[Begin DATA]
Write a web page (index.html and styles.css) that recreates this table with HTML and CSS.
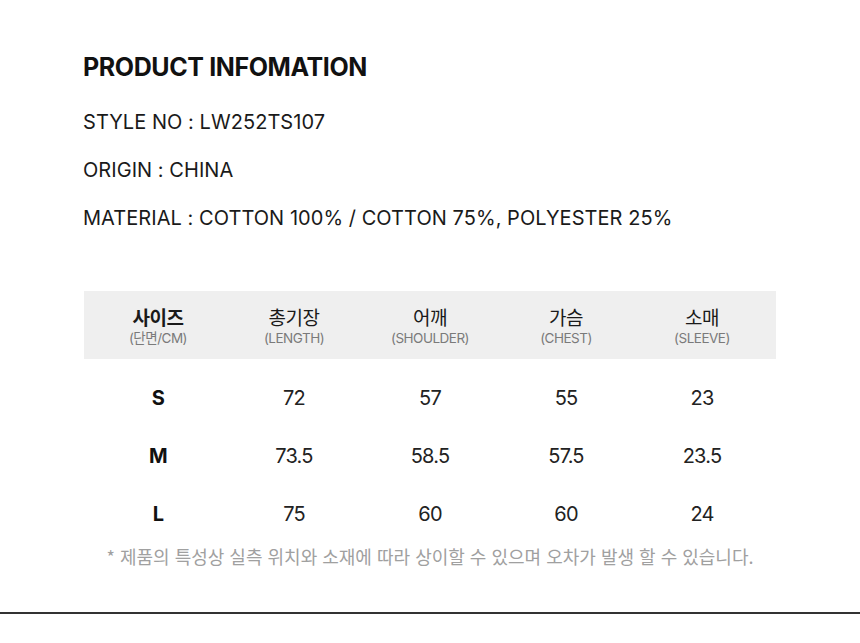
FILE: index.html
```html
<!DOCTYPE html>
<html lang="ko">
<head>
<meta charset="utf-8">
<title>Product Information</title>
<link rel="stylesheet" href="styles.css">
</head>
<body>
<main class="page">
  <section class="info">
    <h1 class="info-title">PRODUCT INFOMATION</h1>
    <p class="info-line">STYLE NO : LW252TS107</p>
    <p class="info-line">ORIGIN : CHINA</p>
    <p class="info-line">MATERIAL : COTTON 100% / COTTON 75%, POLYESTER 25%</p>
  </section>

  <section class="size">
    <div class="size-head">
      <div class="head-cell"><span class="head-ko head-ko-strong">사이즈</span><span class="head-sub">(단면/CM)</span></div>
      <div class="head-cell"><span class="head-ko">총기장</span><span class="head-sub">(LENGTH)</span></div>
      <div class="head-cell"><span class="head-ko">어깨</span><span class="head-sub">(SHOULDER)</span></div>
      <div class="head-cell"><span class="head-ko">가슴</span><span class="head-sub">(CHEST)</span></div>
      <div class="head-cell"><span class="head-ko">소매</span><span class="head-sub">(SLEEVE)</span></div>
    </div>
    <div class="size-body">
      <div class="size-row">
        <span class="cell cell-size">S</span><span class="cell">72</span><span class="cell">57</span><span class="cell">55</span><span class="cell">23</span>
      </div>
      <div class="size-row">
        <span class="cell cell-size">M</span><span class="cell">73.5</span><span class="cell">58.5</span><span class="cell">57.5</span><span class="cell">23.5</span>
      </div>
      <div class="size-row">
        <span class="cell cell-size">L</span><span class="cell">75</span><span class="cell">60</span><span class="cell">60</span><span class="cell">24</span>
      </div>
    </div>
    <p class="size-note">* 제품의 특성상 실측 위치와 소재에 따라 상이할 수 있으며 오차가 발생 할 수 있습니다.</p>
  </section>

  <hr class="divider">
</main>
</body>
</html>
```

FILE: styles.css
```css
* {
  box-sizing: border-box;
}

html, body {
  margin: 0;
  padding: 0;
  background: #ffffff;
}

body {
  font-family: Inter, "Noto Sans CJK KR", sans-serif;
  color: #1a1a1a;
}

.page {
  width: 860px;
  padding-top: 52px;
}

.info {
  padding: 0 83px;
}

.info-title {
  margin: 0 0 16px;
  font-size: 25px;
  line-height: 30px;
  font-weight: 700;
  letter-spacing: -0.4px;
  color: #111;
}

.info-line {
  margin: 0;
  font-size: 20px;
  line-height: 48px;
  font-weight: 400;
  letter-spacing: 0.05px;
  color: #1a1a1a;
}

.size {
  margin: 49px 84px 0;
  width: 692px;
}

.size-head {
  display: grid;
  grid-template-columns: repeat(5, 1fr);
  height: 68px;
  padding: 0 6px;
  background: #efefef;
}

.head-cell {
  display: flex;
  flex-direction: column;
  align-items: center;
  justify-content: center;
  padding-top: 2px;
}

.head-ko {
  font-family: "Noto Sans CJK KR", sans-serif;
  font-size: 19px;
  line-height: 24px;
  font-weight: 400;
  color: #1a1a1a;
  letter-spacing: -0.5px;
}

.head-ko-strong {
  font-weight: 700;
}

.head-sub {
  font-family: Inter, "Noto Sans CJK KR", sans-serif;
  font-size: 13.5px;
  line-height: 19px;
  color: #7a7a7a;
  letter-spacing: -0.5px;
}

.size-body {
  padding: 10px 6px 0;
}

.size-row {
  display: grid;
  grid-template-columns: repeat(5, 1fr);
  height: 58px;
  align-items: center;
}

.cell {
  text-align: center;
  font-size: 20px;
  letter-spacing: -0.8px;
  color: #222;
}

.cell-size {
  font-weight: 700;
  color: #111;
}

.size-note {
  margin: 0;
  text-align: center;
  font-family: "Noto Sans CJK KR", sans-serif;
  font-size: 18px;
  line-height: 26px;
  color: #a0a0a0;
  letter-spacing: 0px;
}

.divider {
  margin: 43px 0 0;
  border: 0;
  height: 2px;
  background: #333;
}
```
[End DATA]
# GIVEN INSTRUCTION:
All of the data above should be quoted exactly, except for the pictures.

# PROBLEM SOLUTION:
Write a web page (index.html and styles.css) that recreates this table with HTML and CSS.
FILE: index.html
```html
<!DOCTYPE html>
<html lang="ko">
<head>
<meta charset="utf-8">
<title>Product Information</title>
<link rel="stylesheet" href="styles.css">
</head>
<body>
<main class="page">
  <section class="info">
    <h1 class="info-title">PRODUCT INFOMATION</h1>
    <p class="info-line">STYLE NO : LW252TS107</p>
    <p class="info-line">ORIGIN : CHINA</p>
    <p class="info-line">MATERIAL : COTTON 100% / COTTON 75%, POLYESTER 25%</p>
  </section>

  <section class="size">
    <div class="size-head">
      <div class="head-cell"><span class="head-ko head-ko-strong">사이즈</span><span class="head-sub">(단면/CM)</span></div>
      <div class="head-cell"><span class="head-ko">총기장</span><span class="head-sub">(LENGTH)</span></div>
      <div class="head-cell"><span class="head-ko">어깨</span><span class="head-sub">(SHOULDER)</span></div>
      <div class="head-cell"><span class="head-ko">가슴</span><span class="head-sub">(CHEST)</span></div>
      <div class="head-cell"><span class="head-ko">소매</span><span class="head-sub">(SLEEVE)</span></div>
    </div>
    <div class="size-body">
      <div class="size-row">
        <span class="cell cell-size">S</span><span class="cell">72</span><span class="cell">57</span><span class="cell">55</span><span class="cell">23</span>
      </div>
      <div class="size-row">
        <span class="cell cell-size">M</span><span class="cell">73.5</span><span class="cell">58.5</span><span class="cell">57.5</span><span class="cell">23.5</span>
      </div>
      <div class="size-row">
        <span class="cell cell-size">L</span><span class="cell">75</span><span class="cell">60</span><span class="cell">60</span><span class="cell">24</span>
      </div>
    </div>
    <p class="size-note">* 제품의 특성상 실측 위치와 소재에 따라 상이할 수 있으며 오차가 발생 할 수 있습니다.</p>
  </section>

  <hr class="divider">
</main>
</body>
</html>
```

FILE: styles.css
```css
* {
  box-sizing: border-box;
}

html, body {
  margin: 0;
  padding: 0;
  background: #ffffff;
}

body {
  font-family: Inter, "Noto Sans CJK KR", sans-serif;
  color: #1a1a1a;
}

.page {
  width: 860px;
  padding-top: 52px;
}

.info {
  padding: 0 83px;
}

.info-title {
  margin: 0 0 16px;
  font-size: 25px;
  line-height: 30px;
  font-weight: 700;
  letter-spacing: -0.4px;
  color: #111;
}

.info-line {
  margin: 0;
  font-size: 20px;
  line-height: 48px;
  font-weight: 400;
  letter-spacing: 0.05px;
  color: #1a1a1a;
}

.size {
  margin: 49px 84px 0;
  width: 692px;
}

.size-head {
  display: grid;
  grid-template-columns: repeat(5, 1fr);
  height: 68px;
  padding: 0 6px;
  background: #efefef;
}

.head-cell {
  display: flex;
  flex-direction: column;
  align-items: center;
  justify-content: center;
  padding-top: 2px;
}

.head-ko {
  font-family: "Noto Sans CJK KR", sans-serif;
  font-size: 19px;
  line-height: 24px;
  font-weight: 400;
  color: #1a1a1a;
  letter-spacing: -0.5px;
}

.head-ko-strong {
  font-weight: 700;
}

.head-sub {
  font-family: Inter, "Noto Sans CJK KR", sans-serif;
  font-size: 13.5px;
  line-height: 19px;
  color: #7a7a7a;
  letter-spacing: -0.5px;
}

.size-body {
  padding: 10px 6px 0;
}

.size-row {
  display: grid;
  grid-template-columns: repeat(5, 1fr);
  height: 58px;
  align-items: center;
}

.cell {
  text-align: center;
  font-size: 20px;
  letter-spacing: -0.8px;
  color: #222;
}

.cell-size {
  font-weight: 700;
  color: #111;
}

.size-note {
  margin: 0;
  text-align: center;
  font-family: "Noto Sans CJK KR", sans-serif;
  font-size: 18px;
  line-height: 26px;
  color: #a0a0a0;
  letter-spacing: 0px;
}

.divider {
  margin: 43px 0 0;
  border: 0;
  height: 2px;
  background: #333;
}
```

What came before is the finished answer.